Doxorubicin is employed alone or in combination for the treatment of several hematological and solid malignancies; despite its efficacy, there are associated cardiotoxicity limits both in its application in patients with heart disease risk factors and also in its long-term use. HFt-MP-PAS40 is a genetically engineered human ferritin heavy chain (HFt)-based construct able to efficiently entrap and deliver doxorubicin to cancer cells. HF-MP-PAS contains a short motif sequence (defined as MP) responsive to proteolytic cleavage by tumor matrix metalloproteases (MMPs), located between each HFt subunit and a masking polypeptide sequence rich in proline (P), alanine (A), and serine (S) residues (PAS). This carrier displayed excellent therapeutic efficacy in a xenogenic pancreatic cancer model in vivo, leading to a significant increase in overall animal survival in treated mice.
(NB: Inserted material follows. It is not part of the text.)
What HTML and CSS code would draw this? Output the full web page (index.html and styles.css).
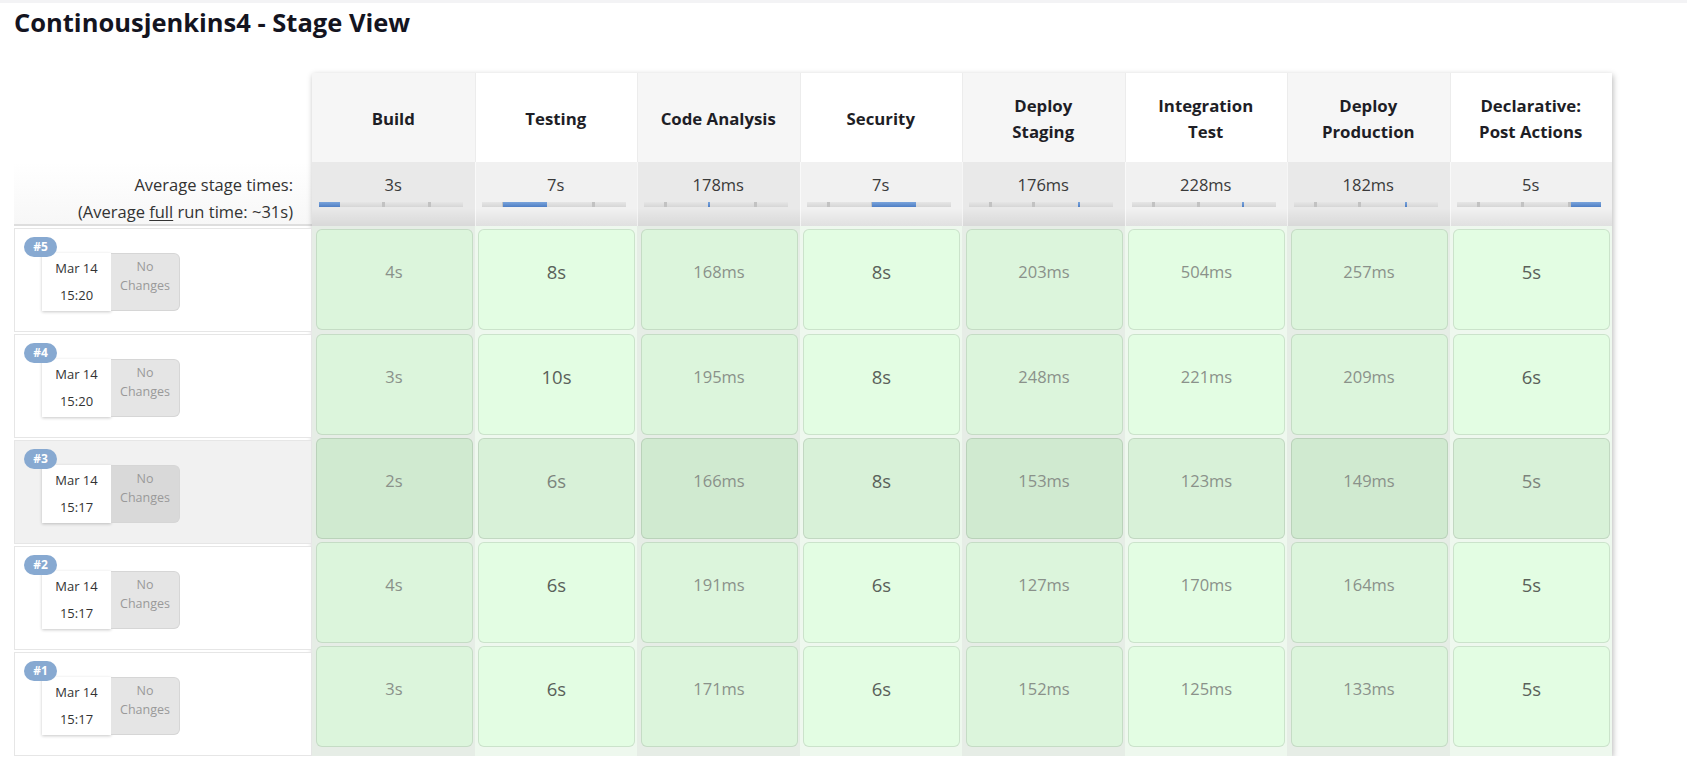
FILE: index.html
```html
<!DOCTYPE html>
<html>
<head>
<meta charset="utf-8">
<title>Continousjenkins4 - Stage View</title>
<link rel="stylesheet" href="styles.css">
</head>
<body>
<div class="topbar"></div>
<h1 class="title">Continousjenkins4 - Stage View</h1>
<div class="stage-view">
  <div class="builds">
    <div class="builds-head"></div>
    <div class="avg-label">
      <div>Average stage times:</div>
      <div>(Average <u>full</u> run time: ~31s)</div>
    </div>
    <div class="build-row"><div class="build-box"><span class="badge">#5</span><div class="build-info"><div class="date">Mar 14<br>15:20</div><div class="changes">No<br>Changes</div></div></div></div>
    <div class="build-row"><div class="build-box"><span class="badge">#4</span><div class="build-info"><div class="date">Mar 14<br>15:20</div><div class="changes">No<br>Changes</div></div></div></div>
    <div class="build-row hover"><div class="build-box"><span class="badge">#3</span><div class="build-info"><div class="date">Mar 14<br>15:17</div><div class="changes">No<br>Changes</div></div></div></div>
    <div class="build-row"><div class="build-box"><span class="badge">#2</span><div class="build-info"><div class="date">Mar 14<br>15:17</div><div class="changes">No<br>Changes</div></div></div></div>
    <div class="build-row"><div class="build-box"><span class="badge">#1</span><div class="build-info"><div class="date">Mar 14<br>15:17</div><div class="changes">No<br>Changes</div></div></div></div>
  </div>

  <div class="stages">
    <div class="col odd">
      <div class="stage-head">Build</div>
      <div class="stage-avg"><div class="avg-time">3s</div><div class="bar"><i class="tick" style="left:63px"></i><i class="tick" style="left:109px"></i><i class="fill" style="left:0;width:21px"></i></div></div>
      <div class="col-body">
        <div class="cell">4s</div>
        <div class="cell">3s</div>
        <div class="cell hover">2s</div>
        <div class="cell">4s</div>
        <div class="cell">3s</div>
      </div>
    </div>
    <div class="col even">
      <div class="stage-head">Testing</div>
      <div class="stage-avg"><div class="avg-time">7s</div><div class="bar"><i class="tick" style="left:20px"></i><i class="tick" style="left:110px"></i><i class="fill" style="left:21px;width:44px"></i></div></div>
      <div class="col-body">
        <div class="cell long">8s</div>
        <div class="cell long">10s</div>
        <div class="cell hover long dim">6s</div>
        <div class="cell long">6s</div>
        <div class="cell long">6s</div>
      </div>
    </div>
    <div class="col odd">
      <div class="stage-head">Code Analysis</div>
      <div class="stage-avg"><div class="avg-time">178ms</div><div class="bar"><i class="tick" style="left:20px"></i><i class="tick" style="left:110px"></i><i class="fill" style="left:64px;width:2px"></i></div></div>
      <div class="col-body">
        <div class="cell">168ms</div>
        <div class="cell">195ms</div>
        <div class="cell hover">166ms</div>
        <div class="cell">191ms</div>
        <div class="cell">171ms</div>
      </div>
    </div>
    <div class="col even">
      <div class="stage-head">Security</div>
      <div class="stage-avg"><div class="avg-time">7s</div><div class="bar"><i class="tick" style="left:20px"></i><i class="tick" style="left:64px"></i><i class="fill" style="left:65px;width:44px"></i></div></div>
      <div class="col-body">
        <div class="cell long">8s</div>
        <div class="cell long">8s</div>
        <div class="cell hover long">8s</div>
        <div class="cell long">6s</div>
        <div class="cell long">6s</div>
      </div>
    </div>
    <div class="col odd">
      <div class="stage-head">Deploy<br>Staging</div>
      <div class="stage-avg"><div class="avg-time">176ms</div><div class="bar"><i class="tick" style="left:20px"></i><i class="tick" style="left:63px"></i><i class="fill" style="left:109px;width:2px"></i></div></div>
      <div class="col-body">
        <div class="cell">203ms</div>
        <div class="cell">248ms</div>
        <div class="cell hover">153ms</div>
        <div class="cell">127ms</div>
        <div class="cell">152ms</div>
      </div>
    </div>
    <div class="col even">
      <div class="stage-head">Integration<br>Test</div>
      <div class="stage-avg"><div class="avg-time">228ms</div><div class="bar"><i class="tick" style="left:20px"></i><i class="tick" style="left:65px"></i><i class="fill" style="left:110px;width:2px"></i></div></div>
      <div class="col-body">
        <div class="cell">504ms</div>
        <div class="cell">221ms</div>
        <div class="cell hover">123ms</div>
        <div class="cell">170ms</div>
        <div class="cell">125ms</div>
      </div>
    </div>
    <div class="col odd">
      <div class="stage-head">Deploy<br>Production</div>
      <div class="stage-avg"><div class="avg-time">182ms</div><div class="bar"><i class="tick" style="left:20px"></i><i class="tick" style="left:64px"></i><i class="fill" style="left:111px;width:2px"></i></div></div>
      <div class="col-body">
        <div class="cell">257ms</div>
        <div class="cell">209ms</div>
        <div class="cell hover">149ms</div>
        <div class="cell">164ms</div>
        <div class="cell">133ms</div>
      </div>
    </div>
    <div class="col even">
      <div class="stage-head">Declarative:<br>Post Actions</div>
      <div class="stage-avg"><div class="avg-time">5s</div><div class="bar"><i class="tick" style="left:20px"></i><i class="tick" style="left:64px"></i><i class="tick" style="left:111px"></i><i class="fill" style="left:114px;width:30px"></i></div></div>
      <div class="col-body">
        <div class="cell long">5s</div>
        <div class="cell long">6s</div>
        <div class="cell hover long dim">5s</div>
        <div class="cell long">5s</div>
        <div class="cell long">5s</div>
      </div>
    </div>
  </div>
</div>
</body>
</html>
```

FILE: styles.css
```css
* { box-sizing: border-box; }

body {
  margin: 0;
  font-family: "Open Sans", "Noto Sans", sans-serif;
  color: #333;
  background: #fff;
}

.topbar {
  height: 3px;
  background: #f3f3f5;
}

.title {
  margin: 3px 0 0 14px;
  font-size: 25.5px;
  line-height: 32px;
  font-weight: 700;
  color: #14141f;
}

.stage-view {
  display: flex;
  padding-left: 14px;
  margin-top: 35px;
}

/* ---------- left builds column ---------- */
.builds {
  width: 298px;
  flex: none;
  display: flex;
  flex-direction: column;
}

.builds-head { height: 89px; }

.avg-label {
  height: 64px;
  padding: 10px 19px 0 0;
  text-align: right;
  font-size: 16.5px;
  line-height: 26.7px;
  color: #333;
  border-bottom: 2px solid #dedede;
  background: linear-gradient(#ffffff, #f7f7f7);
}

.avg-label u { text-underline-offset: 2px; }

.build-row {
  height: 106px;
  padding: 1.5px 0 0.5px;
}

.build-box {
  position: relative;
  height: 104px;
  border: 1px solid #e6e6e6;
  padding: 24px 0 0 27px;
  background: #fff;
}

.build-row.hover .build-box { background: #f1f1f1; }

.badge {
  position: absolute;
  left: 9px;
  top: 8px;
  width: 33px;
  height: 20px;
  border-radius: 10px;
  background: #87a9d1;
  color: #fff;
  font-size: 12px;
  font-weight: 700;
  line-height: 20px;
  text-align: center;
  z-index: 1;
}

.build-info { display: flex; }

.date {
  width: 69px;
  height: 58px;
  padding-top: 2px;
  background: #fff;
  box-shadow: 0 1px 3px rgba(0, 0, 0, 0.22);
  font-size: 13px;
  line-height: 27.7px;
  text-align: center;
  color: #333;
}

.changes {
  width: 69px;
  height: 58px;
  padding-top: 3px;
  background: #e5e5e5;
  border: 1px solid #d6d6d6;
  border-left: none;
  border-radius: 0 6px 6px 0;
  color: #999;
  font-size: 12.5px;
  line-height: 19px;
  text-align: center;
}

.build-row.hover .changes { background: #d9d9d9; }

/* ---------- stage table ---------- */
.stages {
  width: 1300px;
  flex: none;
  display: grid;
  grid-template-columns: repeat(8, 1fr);
  box-shadow: 1px 2px 6px rgba(0, 0, 0, 0.28);
}

.col {
  display: flex;
  flex-direction: column;
}

.stage-head {
  height: 89px;
  padding: 3px 8px 0;
  display: flex;
  align-items: center;
  justify-content: center;
  text-align: center;
  font-size: 16.8px;
  font-weight: 700;
  line-height: 25.7px;
  color: #1e1e26;
}

.odd .stage-head { background: #f6f6f6; }
.even .stage-head { background: #ffffff; }
.col + .col .stage-head { box-shadow: inset 1px 0 0 #ececec; }

.stage-avg {
  height: 64px;
  padding-top: 12px;
  text-align: center;
  background-image: linear-gradient(to bottom, rgba(0,0,0,0) 72%, rgba(0,0,0,0.07) 100%);
}

.odd .stage-avg { background-color: #e9e9e9; }
.even .stage-avg { background-color: #f1f1f1; }
.col + .col .stage-avg { box-shadow: inset 1px 0 0 rgba(255,255,255,0.6); }

.avg-time {
  font-size: 16.5px;
  line-height: 22px;
  color: #3a3a3a;
}

.bar {
  position: relative;
  width: 144px;
  height: 5px;
  margin: 6px 0 0 7px;
  background: linear-gradient(#e6e6e6, #d6d6d6);
}

.tick {
  position: absolute;
  top: 0;
  width: 3px;
  height: 5px;
  background: #c2c2c2;
}

.fill {
  position: absolute;
  top: 0;
  height: 5px;
  background: linear-gradient(#7aa4dc, #4f7fc4);
}

.col-body {
  flex: 1;
  padding-bottom: 2px;
}

.odd .col-body { background: #e6ede6; }
.even .col-body { background: #eef8ee; }

.cell {
  height: 101px;
  margin: 3.3px 2px 1.7px 3.5px;
  padding-top: 31px;
  border: 1px solid rgba(0, 0, 0, 0.1);
  border-radius: 6px;
  text-align: center;
  font-size: 16.5px;
  line-height: 22px;
  color: #8a918a;
}

.odd .cell { background: #dcf5dc; }
.even .cell { background: #e3fde3; }
.odd .cell.hover { background: #d0ead0; }
.even .cell.hover { background: #d8f1d8; }

.cell.long {
  font-size: 18.5px;
  color: #5a615a;
}

.cell.long.dim { color: #7c847c; }
```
Herein, we describe the HFt-MP-PAS40-Dox efficacy against squamous cell carcinomas of the head and neck (HNSCC) with the goal of validating the application of our nano-drug for the treatment of different solid tumors. In addition, a tolerability study in healthy mice was also performed. The results indicate that HFt-MP-PAS40-Dox produced increased anti-tumor effects both in vitro and in vivo in comparison to the free drug in several HNSCC cell lines. In the acute toxicity studies, the maximum tolerated dose (MTD) of HFt-MP-PAS40-Dox was about 3.5 higher than the free drug: 25 mg/kg versus 7 mg/kg doxorubicin equivalents. Importantly, evaluation of heart tissues provided evidence that doxorubicin is less cardio-toxic when encapsulated inside the ferritin carrier. In conclusion, HFt-MP-PAS40-Dox may be administered safely at higher doses compared with the free drug, resulting in superior efficacy to control HNSCC malignancies.